Status: Published Framework

The Deterministic Execution Admissibility State (DEAS) is a governance model published by the VTI Foundation for structured representation of execution admissibility conditions within consequence-bearing computational systems.

DEAS defines a deterministic admissibility-state representation indicating whether a proposed action, execution pathway, or state transition satisfies the conditions required for admissible execution.

The model supports independent verification, reproducibility, and governance evaluation across distributed computational environments.

The Representation Problem

Governance systems frequently evaluate evidence, authority, policy requirements, contextual conditions, and operational constraints prior to permitting execution.

However, many systems lack a deterministic method for representing the resulting admissibility determination in a form that can be independently verified, reproduced, or evaluated over time.

As consequence-bearing systems become increasingly distributed and automated, governance requires not only admissibility evaluation, but a verifiable representation of admissibility itself.

Framework Overview

DEAS defines a structured admissibility-state representation derived from admissibility-relevant inputs available at the time of evaluation.

Implementations may incorporate evidence conditions, authority constraints, policy requirements, contextual factors, continuity controls, and other governance elements necessary to determine execution admissibility.

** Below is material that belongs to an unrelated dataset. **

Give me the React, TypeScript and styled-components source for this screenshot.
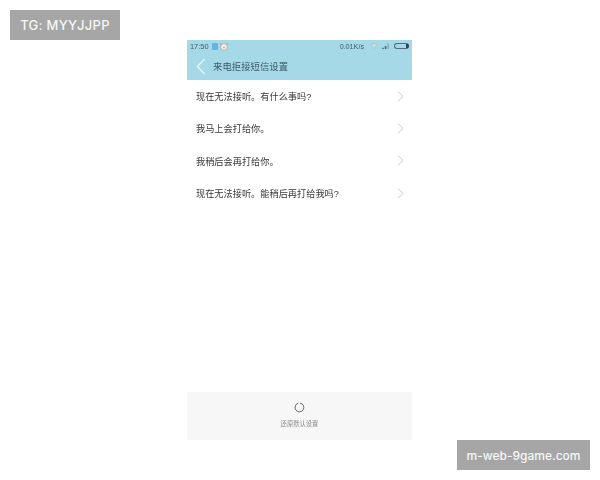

The resulting admissibility state may be independently reproduced, evaluated, and verified by authorized parties.

Core Principles

  • Deterministic admissibility representation
  • Independent reproducibility
  • Evidence-bound state formation
  • Authorization integrity preservation
  • Replay-equivalent verification
  • Governance transparency
  • Verifiable execution eligibility

Relationship to PEAG

PEAG and DEAS serve complementary functions within the VTI governance architecture.

DEAS represents execution admissibility conditions.

PEAG governs the execution decision boundary through which admissibility determinations are evaluated prior to execution.

DEAS defines admissibility state; PEAG governs execution authorization.

Relationship to Trust-State Standard

The Trust-State Standard provides the broader technical specification model for verifiable computational trust and authorization integrity.

DEAS contributes a structured admissibility-state representation that may support trust-state validation, verification, and conformity evaluation processes.

Intended Applications

DEAS is applicable to computational environments where admissibility determinations carry material legal, operational, financial, regulatory, security, or safety consequences.

Example domains include:

  • Artificial intelligence systems
  • Healthcare infrastructure
  • Financial services
  • Identity and access management
  • Critical infrastructure
  • Regulated software systems
  • Distributed computing systems
  • Government and public-sector environments

Standards and Conformity

The VTI Foundation develops standards, governance models, and conformity programs related to computational trust, execution admissibility, and authorization integrity.

Future standards or conformity programs may incorporate DEAS-related controls, admissibility representations, validation methodologies, and verification criteria.

DEAS is non-normative unless expressly incorporated into a published VTI standard, annex, conformity program, or certification requirement.